I Am Curious (Yellow): Yes, you regard them as the enemy. But you sort of admire them, too. I mean, how do they do it? Even after you are sure you have gotten rid of them, a few insurgents stage a comeback the moment you look the other way.

Prefer hand-to-hand engagement: There’s something so satisfying about digging them out by the taproot and hearing the invader ripped from the turf. It makes you want to offer a lusty cry of victory that would make a professional wrestler sound understated and restrained by comparison. “Ahhyiiiiiiiiiiii … Yeaaaaah!”

Live and let live: Chill, man. You are not one of those uptight “Get off my lawn!” guys who is all hung up about weeds. You have a few yellowheads popping up here and there? That’s cool. They call you Mellow Yellow. Quite rightly.

Issue is irrelevant: You live in an apartment or in a van down by the river.

Churchillian: We shall fight them on the side yards. We shall fight them on the flower beds. We shall never surrender.

Searching for a negotiated settlement: No one has ever gotten dandelions to sit down at the table for purposeful peace talks. You might be the first to hammer out meaningful accords.

Two with nature: The presence of dandelions challenges your belief that you can control your environment.

Winter is coming: Sure, it’s a long way off. But waiting them out is always one way to deal with dandelions.

Mother’s Day questions

Do you say “Happy Mother’s Day” to women you don’t know without having first ascertained that they are, in fact, mothers?

Are people more apt to do that in Spokane than in other places where you have lived?
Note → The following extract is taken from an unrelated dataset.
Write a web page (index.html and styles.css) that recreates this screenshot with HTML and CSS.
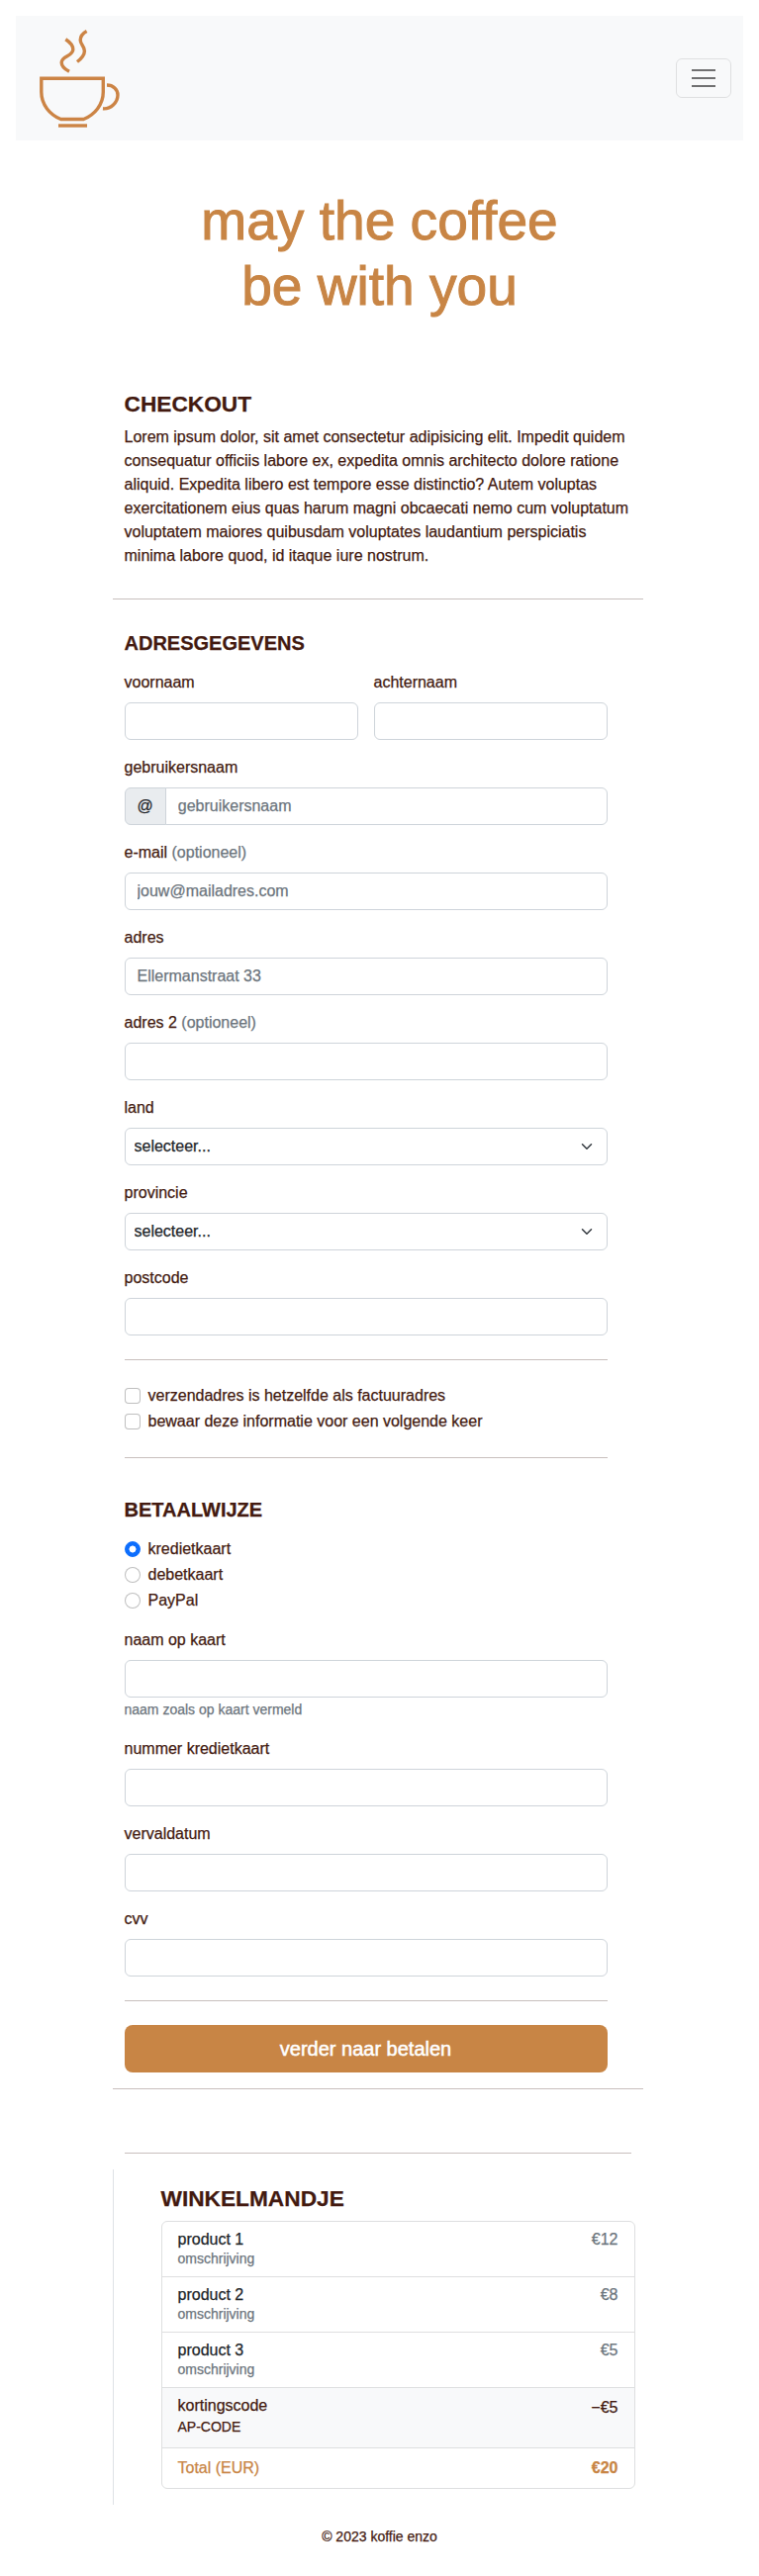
FILE: index.html
```html
<!DOCTYPE html>
<html lang="nl">
<head>
<meta charset="utf-8">
<title>koffie enzo - checkout</title>
<link rel="stylesheet" href="styles.css">
</head>
<body>
<nav class="navbar">
  <a class="brand" href="#" aria-label="koffie enzo">
    <svg class="logo" width="96" height="110" viewBox="34 24 96 110" fill="none" stroke="#cc8445" stroke-width="3.4">
      <path d="M41.8 79.2H104.3V93C104.3 106 95.5 116 84.5 120.5H61.5C50.5 116 41.8 106 41.8 93Z"/>
      <path d="M59 127H88"/>
      <path d="M108 86C114.5 86 119 90.5 119 96C119 103.5 112 110.5 104 109.8"/>
      <path d="M66.3 39.8C70 42.2 73.8 46 73.8 50C73.8 57 62.2 56.5 62.2 63.3C62.2 67 66.5 70.5 70 72.3"/>
      <path d="M87.6 31.5C84 33.5 81.2 36.5 81.2 40.5C81.2 45 85.4 46.5 85.4 51.5C85.4 56 81.5 59.8 78 62.5"/>
    </svg>
  </a>
  <button class="toggler" type="button" aria-label="menu">
    <svg width="30" height="30" viewBox="0 0 30 30"><path stroke="rgba(0,0,0,.55)" stroke-linecap="butt" stroke-width="2" d="M3 7h24M3 15h24M3 23h24"/></svg>
  </button>
</nav>

<h1 class="hero">may the coffee<br>be with you</h1>

<main class="page">
  <section class="intro">
    <h2 class="heading">CHECKOUT</h2>
    <p>Lorem ipsum dolor, sit amet consectetur adipisicing elit. Impedit quidem consequatur officiis labore ex, expedita omnis architecto dolore ratione aliquid. Expedita libero est tempore esse distinctio? Autem voluptas exercitationem eius quas harum magni obcaecati nemo cum voluptatum voluptatem maiores quibusdam voluptates laudantium perspiciatis minima labore quod, id itaque iure nostrum.</p>
  </section>
  <hr class="rule">

  <form class="form">
    <h3 class="subheading">ADRESGEGEVENS</h3>
    <div class="fields">
      <div class="pair">
        <div class="field"><label for="first">voornaam</label><input id="first" class="control" type="text"></div>
        <div class="field"><label for="last">achternaam</label><input id="last" class="control" type="text"></div>
      </div>
      <div class="field">
        <label for="user">gebruikersnaam</label>
        <div class="group"><span class="addon">@</span><input id="user" class="control" type="text" placeholder="gebruikersnaam"></div>
      </div>
      <div class="field"><label for="mail">e-mail <span class="muted">(optioneel)</span></label><input id="mail" class="control" type="email" placeholder="jouw@mailadres.com"></div>
      <div class="field"><label for="addr">adres</label><input id="addr" class="control" type="text" placeholder="Ellermanstraat 33"></div>
      <div class="field"><label for="addr2">adres 2 <span class="muted">(optioneel)</span></label><input id="addr2" class="control" type="text"></div>
      <div class="field"><label for="country">land</label>
        <div class="select"><select id="country" class="control"><option>selecteer...</option></select><svg class="chevron" width="16" height="12" viewBox="0 0 16 16"><path fill="none" stroke="#343a40" stroke-linecap="round" stroke-linejoin="round" stroke-width="2" d="m2 5 6 6 6-6"/></svg></div>
      </div>
      <div class="field"><label for="prov">provincie</label>
        <div class="select"><select id="prov" class="control"><option>selecteer...</option></select><svg class="chevron" width="16" height="12" viewBox="0 0 16 16"><path fill="none" stroke="#343a40" stroke-linecap="round" stroke-linejoin="round" stroke-width="2" d="m2 5 6 6 6-6"/></svg></div>
      </div>
      <div class="field"><label for="zip">postcode</label><input id="zip" class="control" type="text"></div>
    </div>
    <hr class="form-rule">
    <div class="checks">
      <label class="check"><input type="checkbox">verzendadres is hetzelfde als factuuradres</label>
      <label class="check"><input type="checkbox">bewaar deze informatie voor een volgende keer</label>
    </div>
    <hr class="form-rule">
    <h3 class="subheading payment">BETAALWIJZE</h3>
    <div class="checks">
      <label class="check"><input type="radio" name="pay" checked>kredietkaart</label>
      <label class="check"><input type="radio" name="pay">debetkaart</label>
      <label class="check"><input type="radio" name="pay">PayPal</label>
    </div>
    <div class="fields card">
      <div class="field"><label for="cname">naam op kaart</label><input id="cname" class="control" type="text"><div><small class="muted">naam zoals op kaart vermeld</small></div></div>
      <div class="field"><label for="cnum">nummer kredietkaart</label><input id="cnum" class="control" type="text"></div>
      <div class="field"><label for="cexp">vervaldatum</label><input id="cexp" class="control" type="text"></div>
      <div class="field"><label for="ccvv">cvv</label><input id="ccvv" class="control" type="text"></div>
    </div>
    <hr class="form-rule">
    <button class="submit" type="button">verder naar betalen</button>
  </form>
  <hr class="rule after-form">
  <hr class="rule inset">

  <aside class="cart">
    <h2 class="heading">WINKELMANDJE</h2>
    <ul class="list">
      <li class="item tight"><div><h4>product 1</h4><small class="muted">omschrijving</small></div><span class="muted">€12</span></li>
      <li class="item tight"><div><h4>product 2</h4><small class="muted">omschrijving</small></div><span class="muted">€8</span></li>
      <li class="item tight"><div><h4>product 3</h4><small class="muted">omschrijving</small></div><span class="muted">€5</span></li>
      <li class="item discount"><div><h4>kortingscode</h4><small>AP-CODE</small></div><span>−€5</span></li>
      <li class="item total"><span>Total (EUR)</span><strong>€20</strong></li>
    </ul>
  </aside>
</main>
<footer class="footer"><small>© 2023 koffie enzo</small></footer>
</body>
</html>
```
FILE: styles.css
```css
*, *::before, *::after { box-sizing: border-box; }
body {
  margin: 16px;
  font: 16px/24px "Liberation Sans", Arial, sans-serif;
  color: #431a10;
  background: #fff;
  -webkit-text-stroke: .25px currentColor;
}
h1, h2, h3, h4, p, ul { margin: 0; padding: 0; }
small { font-size: 14px; }
.muted { color: #6c757d; }

.navbar {
  display: flex;
  align-items: center;
  justify-content: space-between;
  height: 126px;
  padding: 8px 12px;
  background: #f8f9fa;
}
.brand { margin-left: 6px; }
.logo { display: block; }
.toggler {
  display: grid;
  place-items: center;
  width: 56px;
  height: 40px;
  padding: 0;
  background: none;
  border: 1px solid rgba(0, 0, 0, .1);
  border-radius: 6px;
}

.hero {
  margin-top: 48px;
  color: #c88545;
  font-size: 55.1px;
  font-weight: 400;
  line-height: 66.1px;
  text-align: center;
  -webkit-text-stroke-width: 1px;
}

.page { width: 536px; margin: 73px auto 0 97.5px; }
.intro { padding: 0 12px; }
.heading { margin-bottom: 8px; font-size: 22.7px; line-height: 27.2px; font-weight: 700; }
.subheading { margin-bottom: 16px; font-size: 20px; line-height: 24px; font-weight: 700; }
.rule, .form-rule { margin: 24px 0; border: 0; border-top: 1px solid #c8bfbd; }
.intro + .rule { margin: 31px 0 32px; }

.form { padding: 0 36px 0 12px; }
.fields { display: flex; flex-direction: column; gap: 16px; }
.fields.card { margin-top: 16px; }
.pair { display: grid; grid-template-columns: 1fr 1fr; gap: 16px; }
.field label { display: block; margin-bottom: 8px; }
.control {
  display: block;
  width: 100%;
  height: 38px;
  margin: 0;
  padding: 6px 12px;
  font: inherit;
  color: #212529;
  background: #fff;
  border: 1px solid #ced4da;
  border-radius: 6px;
  appearance: none;
  -webkit-text-stroke: .25px currentColor;
}
.control::placeholder { color: #6c757d; opacity: 1; }
.group { display: flex; }
.addon {
  padding: 6px 12px;
  color: #212529;
  background: #e9ecef;
  border: 1px solid #ced4da;
  border-radius: 6px 0 0 6px;
}
.group .control { flex: 1; margin-left: -1px; border-radius: 0 6px 6px 0; }
.select { display: grid; align-items: center; }
.select > * { grid-area: 1 / 1; }
.select .control { padding-left: 9px; }
.chevron { justify-self: end; margin-right: 13px; pointer-events: none; }

.checks { display: flex; flex-direction: column; gap: 2px; }
.check { display: flex; align-items: center; gap: 8px; height: 24px; }
.check input {
  width: 16px;
  height: 16px;
  margin: 0;
  background: #fff;
  border: 1px solid rgba(0, 0, 0, .25);
  border-radius: 4px;
  appearance: none;
}
.check input[type="radio"] { border-radius: 50%; }
.check input:checked {
  border-color: #0d6efd;
  background: radial-gradient(circle, #fff 3.2px, #0d6efd 3.8px);
}
.payment { margin-top: 40px; }
.submit {
  display: block;
  width: 100%;
  height: 48px;
  padding: 8px 16px;
  color: #fff;
  background: #c88545;
  border: 0;
  border-radius: 8px;
  font: 20px/30px "Liberation Sans", Arial, sans-serif;
  -webkit-text-stroke: .5px #fff;
}
.rule.after-form { margin: 16px 0 64px; }
.rule.inset { margin: 0 12px 16px; }

.cart {
  padding: 16px 8px 16px 48px;
  border-left: 1px solid #dee2e6;
}
.list { list-style: none; border: 1px solid #dedfe0; border-radius: 6px; overflow: hidden; }
.item { display: flex; justify-content: space-between; padding: 8px 16px; }
.item + .item { border-top: 1px solid #dedfe0; }
.item h4 { font-size: 16px; line-height: 19.2px; font-weight: 400; }
.tight { line-height: 20px; }
.tight h4 { color: #212529; }
.discount { background: #f8f9fa; }
.discount div { padding-bottom: .8px; }
.total { color: #c88545; }
.footer { margin-top: 20px; text-align: center; }
```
Mother’s Day is a huge deal. We all know that. But would it be an even bigger thing hereabouts if, like Father’s Day, it had originated in Spokane?

What’s this day like for women who have lost a child or for women who would love nothing more than to be a mommy but for whom that just hasn’t happened?

Is today sort of complicated for childless women who feel harshly judged by their own mothers because they do not have children?

Do you ever wonder what life is like for those who did not grow up knowing what it’s like to have a mother’s unconditional love?

If you could visit your mother’s gravesite today, would you say anything out loud?

What makes/made your mother laugh? Cry?


No need to mention any names. But some of us skipped our high school or college graduations. Or both. Ahem.

So tell me. Based on your cap and gown recollections, what did we miss?

Spokane medical personnel and a song from 1978

How many surgical nurses are old enough to name that tune when they hear patients mutter the Ramones’ “I Wanna Be Sedated”?

End note

A friend was telling me about his 9-year-old grandson.

Last summer, the lad learned how to play blackjack, the card game. And upon hearing that an area casino offered an activity center for kids, the boy was excited about the possibilities.

Can’t blame him. Just imagine a 9-year-old sitting across from a dealer, murmuring “Baby needs a new pair of shoes” or some such.

Anyway, the boy’s mother explained to him that the children’s room at the casino wasn’t actually a gambling venue for youth, as my friend put it. She further pointed out that adults engaged in gaming at casinos play for money. And how many 9-year-olds are walking around with a fat wad of bills in their pocket?

But my friend’s grandson had an idea. Instead of money, kids could play for food.

I have to admit, that could be interesting.

A child could bet an ice cream cone and, if he won, let it ride. Of course, the kid might not win.

“How’s he doing?”

“He’s down.”

“How bad?”

“Three hot dogs, a serving of hummus and several Otter Pops.”